Pair trading question.

Discussion in 'Strategy Development' started by Craig66, Jul 29, 2009.

  1. Craig66

    Craig66

    Sorry if this has been covered, but I can't find an explicit answer. If I regress stock price A against stock price B and decide that the residuals are stationary, conventional pairs trading dictates that you go long on one stock and short on the other with the trade size ratio dictated by the 'slope' of the regression. My question is, how is the trade setup affected by the sign of the hedge ratio (regression slope), if the hedge ratio is negative does this mean I go long on both stocks (or not)?
     
  2. i think you are asking something about pairs of stocks though your choice of words used to describe a trade of such is throwing me (my mind is somewhat antiqued and easily confused).
    i am sure you know this, but just in case you don't, the trade size of each stock in the pair is generally determined by the price of each stock so that you will be market neutral regarding capital.
    i am not sure where the slope fits in as i use a chart that has the two stocks combined as a single unit with whatever ratio is pertinent to the 2 financial instruments.
    i can not imagine a situation where you would buy both stocks unless it is with something like SDS and SPY or DIA. i mean, the whole idea of pairtrading is to be relatively market neutral.
    If you want to elaborate on "hedge ratio", i may be able to help answer your question or perhaps it is beyond me, i dunno.
     
  3. It's a market neutral stratery, one short, one long.
    Plot the graph and it should be obvious.
     
  4. Craig66

    Craig66

    Yeah, my post was not particularity clear I admit, pondering this yesterday and drawing a few graphs I realize now that it will always be a long/short setup. The "Hedge Ratio" refers the relative sizes of the trades in the pair.
    As I understand it this is the 'slope' of the regression line. Does this help?
     
  5. i am still trying to figure out how there would be a negative hedge ratio with a pair, i mean is it not generally just the % of long $ to short $ or vice versa? if so, it would be equal $ each way so a ratio of 1 regarding $.

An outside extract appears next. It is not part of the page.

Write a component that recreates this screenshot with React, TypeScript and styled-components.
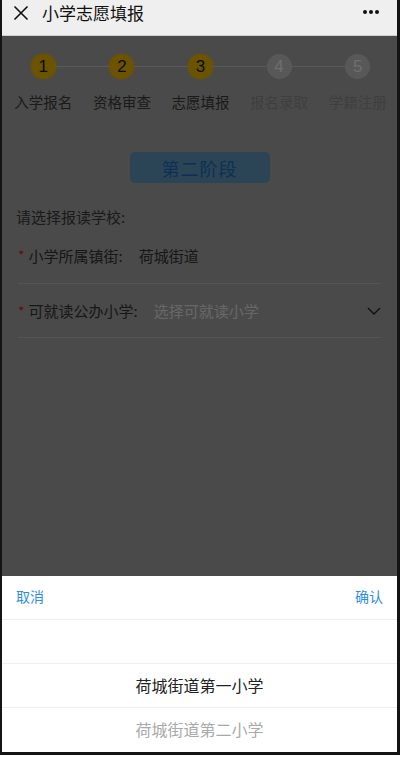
import React from 'react'
import styled, { createGlobalStyle } from 'styled-components'

const GlobalStyle = createGlobalStyle`
  html, body {
    margin: 0;
    padding: 0;
    background: #ffffff;
  }
  body {
    font-family: "Noto Sans CJK SC", "Noto Sans", "Liberation Sans", sans-serif;
  }
`

const Frame = styled.div`
  position: relative;
  width: 400px;
  height: 755px;
  box-sizing: border-box;
  border-left: 2px solid #141414;
  border-right: 3px solid #141414;
  border-bottom: 3px solid #141414;
  overflow: hidden;
  display: flex;
  flex-direction: column;
  background: #a4a4a4;
`

const TopBar = styled.div`
  height: 35px;
  flex-shrink: 0;
  background: #efefef;
  border-bottom: 1px solid #cfcfcf;
  display: flex;
  align-items: flex-start;
  padding: 0 16px 0 11px;
  position: relative;
  z-index: 3;
`

const CloseIcon = styled.svg`
  width: 16px;
  height: 16px;
  margin-top: 5px;
  flex-shrink: 0;
`

const Title = styled.div`
  margin-left: 13px;
  font-size: 17px;
  line-height: 26px;
  color: #111;
  flex: 1;
`

const Dots = styled.div`
  display: flex;
  gap: 2px;
  margin-top: 10px;
  margin-right: 2px;
`

const Dot = styled.span`
  width: 4px;
  height: 4px;
  border-radius: 50%;
  background: #111;
`

const Page = styled.div`
  flex: 1;
  display: flex;
  flex-direction: column;
`

const Steps = styled.div`
  display: flex;
  padding: 18px 0 0 2px;
`

const Step = styled.div`
  flex: 1;
  display: flex;
  flex-direction: column;
  align-items: center;
  position: relative;
`

const Connector = styled.span<{ $side: 'left' | 'right' }>`
  position: absolute;
  top: 12px;
  height: 1px;
  background: #c6c6c6;
  ${(p) => (p.$side === 'left' ? 'left: 0; right: calc(50% + 12px);' : 'right: 0; left: calc(50% + 12px);')}
`

const Circle = styled.div<{ $done: boolean }>`
  width: 25px;
  height: 25px;
  border-radius: 50%;
  background: ${(p) => (p.$done ? '#eeb800' : '#c4c4c4')};
  color: ${(p) => (p.$done ? '#1a1a1a' : '#f2f2f2')};
  font-family: "Liberation Sans", "Noto Sans", sans-serif;
  font-size: 17px;
  display: flex;
  align-items: center;
  justify-content: center;
  box-shadow: ${(p) => (p.$done ? '0 0 2px 1px rgba(238,184,0,0.5)' : 'none')};
`

const StepLabel = styled.div<{ $done: boolean }>`
  margin-top: 14px;
  font-size: 14.5px;
  line-height: 18px;
  color: ${(p) => (p.$done ? '#3a3a3a' : '#8c8c8c')};
  white-space: nowrap;
`

const StageWrap = styled.div`
  display: flex;
  justify-content: center;
  margin-top: 41px;
`

const StageButton = styled.div`
  width: 140px;
  height: 31px;
  border-radius: 5px;
  background: #6199c0;
  color: #1f6cb4;
  font-size: 18px;
  display: flex;
  align-items: center;
  justify-content: center;
  letter-spacing: 1px;
`

const Prompt = styled.div`
  margin: 24px 0 0 14px;
  font-size: 15px;
  line-height: 20px;
  color: #3a3a3a;
`

const Field = styled.div<{ $height: number }>`
  margin: 0 16px;
  height: ${(p) => p.$height}px;
  box-sizing: border-box;
  border-bottom: 1px solid #bcbcbc;
  display: flex;
  align-items: center;
`

const FirstField = styled(Field)`
  margin-top: 2px;
  padding-bottom: 2px;
`

const Star = styled.span`
  color: #d81e1e;
  font-size: 14px;
  margin-right: 4px;
`

const Label = styled.span`
  font-size: 15px;
  color: #333;
  margin-right: 16px;
  white-space: nowrap;
`

const Value = styled.span<{ $placeholder?: boolean }>`
  flex: 1;
  font-size: 15px;
  color: ${(p) => (p.$placeholder ? '#e4e4e4' : '#333')};
`

const Chevron = styled.svg`
  width: 14px;
  height: 8px;
  flex-shrink: 0;
`

const Mask = styled.div`
  position: absolute;
  inset: 0;
  background: rgba(0, 0, 0, 0.55);
  z-index: 1;
`

const Sheet = styled.div`
  position: absolute;
  left: 0;
  right: 0;
  bottom: 0;
  height: 176px;
  background: #fff;
  z-index: 2;
  display: flex;
  flex-direction: column;
`

const SheetHead = styled.div`
  height: 44px;
  flex-shrink: 0;
  display: flex;
  justify-content: space-between;
  align-items: center;
  padding: 0 14px 3px;
  box-sizing: border-box;
  border-bottom: 1px solid #efefef;
`

const SheetAction = styled.span`
  color: #2f8ee4;
  font-size: 14px;
`

const Option = styled.div<{ $tone: 'empty' | 'active' | 'muted' }>`
  height: 44px;
  flex-shrink: 0;
  box-sizing: border-box;
  padding-bottom: 2px;
  display: flex;
  align-items: center;
  justify-content: center;
  font-size: 16px;
  color: ${(p) => (p.$tone === 'active' ? '#222' : '#a9a9a9')};
  border-bottom: ${(p) => (p.$tone === 'muted' ? 'none' : '1px solid #efefef')};
`

const steps = [
  { n: 1, label: '入学报名', done: true },
  { n: 2, label: '资格审查', done: true },
  { n: 3, label: '志愿填报', done: true },
  { n: 4, label: '报名录取', done: false },
  { n: 5, label: '学籍注册', done: false },
]

const App: React.FC = () => (
  <>
    <GlobalStyle />
    <Frame>
      <TopBar>
        <CloseIcon viewBox="0 0 16 16">
          <path d="M1.5 1.5 L14.5 14.5 M14.5 1.5 L1.5 14.5" stroke="#111" strokeWidth="1.6" fill="none" />
        </CloseIcon>
        <Title>小学志愿填报</Title>
        <Dots>
          <Dot />
          <Dot />
          <Dot />
        </Dots>
      </TopBar>

      <Page>
        <Steps>
          {steps.map((s, i) => (
            <Step key={s.n}>
              {i > 0 && <Connector $side="left" />}
              {i < steps.length - 1 && <Connector $side="right" />}
              <Circle $done={s.done}>{s.n}</Circle>
              <StepLabel $done={s.done}>{s.label}</StepLabel>
            </Step>
          ))}
        </Steps>

        <StageWrap>
          <StageButton>第二阶段</StageButton>
        </StageWrap>

        <Prompt>请选择报读学校:</Prompt>

        <FirstField $height={55}>
          <Star>*</Star>
          <Label>小学所属镇街:</Label>
          <Value>荷城街道</Value>
        </FirstField>

        <Field $height={54}>
          <Star>*</Star>
          <Label>可就读公办小学:</Label>
          <Value $placeholder>选择可就读小学</Value>
          <Chevron viewBox="0 0 14 8">
            <path d="M1 1 L7 7 L13 1" stroke="#222" strokeWidth="1.4" fill="none" />
          </Chevron>
        </Field>
      </Page>

      <Mask />

      <Sheet>
        <SheetHead>
          <SheetAction>取消</SheetAction>
          <SheetAction>确认</SheetAction>
        </SheetHead>
        <Option $tone="empty" />
        <Option $tone="active">荷城街道第一小学</Option>
        <Option $tone="muted">荷城街道第二小学</Option>
      </Sheet>
    </Frame>
  </>
)

export default App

    if you are referring to options with deltas and all that jazz, i don't trade options and haven't a clue.

    i have a rudimentary understanding of regression lines and their possible negativity so perhpas you are asking if the pair's differential is negative, then is it time to buy or sell and what? if so, then very basically, no fundamentals, correlation, cointegration or long term technicals considered, the thing to do would be to buy the front stock used in the spread and short the second one. like if the spread of MSFT and ORCL (i.e.MSFT minus ORCL) has a negative slope, then buy MSFT and short ORCL.
    if this is even close to answering or you feel likke elucidating further, i am happy to throw out an answer:D
     
  6. Craig66

    Craig66

    Correct, equal dollar value.

    Neither have I.

    Perhaps a better question would be how do you identify potential pairs?
     
  7. First off, look at stocks in the same industry and determine if they are correlated. some good sites for this are http://www.market-topology.com/, http://www.csidata.com/index.html and one that a lot of people have good luck with http://pairtradefinder.com/, check out the pair trading strategy in the journal forum.
    next, try to figure out their cointegration to see if their spreads move in and out of their range as they move up and dowm. the more spread volatility, the more opportunity to get in and out, either intraday or a swing timeframe. this can be determined by either looking at an intraday chart that combines the 2 stocks or comparing the pair's differential ATR by the points the spread has moved in a certain time period. the higher the number, the better.
    from there, look to something like PTF (site above)to indicate which pairs have diverged a certain # of standard deviations outside of their sma and are thus, most likely to come back in. check the news to make sure there is nothing crazy going on with either of the stocks, be it earnings, upgrades/downgrades, etc.
    if you have heaps of cash in your account (or leverage), then you may also scale into and out of the pairs, which requires a consideration of the fundamentals as you may be holding them a while. If you determine a bias long or short then trade it accordingly. As you may be in the trades for months, adding to them as they go against you, it is imperative that you believe in your choice (whether technical or fundamentally based) so you do not get easily shaken out of your positions. Also, with this technique, IMO, it is best if you have at least 10 pairs on at all times spread over a variety of sectors(the more, the better so it is difficult for one pair to kill your day). when to get n on these is determined by where the spread is in the range of the pair's spread over some past time period (i use 2 years, as a general rule but more or less depending on the pair). For instance, if the differential of AMTD-SCHW has had a range of -6 to 2 (with a ratio of 1:1)over the past 2 years (which it has except for the period of wack volatility last fall) and i am fundamentally long (biased towards AMTD), I would start buying the pair (buy AMTD, short SCHW) when it got to about -3 on a day when it is at least down 70% of the 20 day ATR for the pair.
    this is just one of many ways to trade pairs and even the method of adding layers can be done in many ways.
    let me know if you have any more specific questions or maybe we will get some input from someone else.
     
  8. you were right the first time.:D

    I see not too many people understand how it works. Simulate long short positions on the neg 'slope' pair and watch what happens (hint: it ain't neutral).
     
  9. Craig66

    Craig66

    Thanks for all the answers, dtrader, I'm not sure which post you are referring to? Is it possible to define 'neutral' do you mean $ neutral?

    While I've got every-bodies attention, I'd like to ask another stupid question, why do people talk about doing regression on the log of the price? why is regressing the raw price a bad thing to do?
     
  10. Craig66

    Craig66

    <ding, light goes on in head>
    I see! a negative ratio cannot be neutral, simple when you think it though...finally.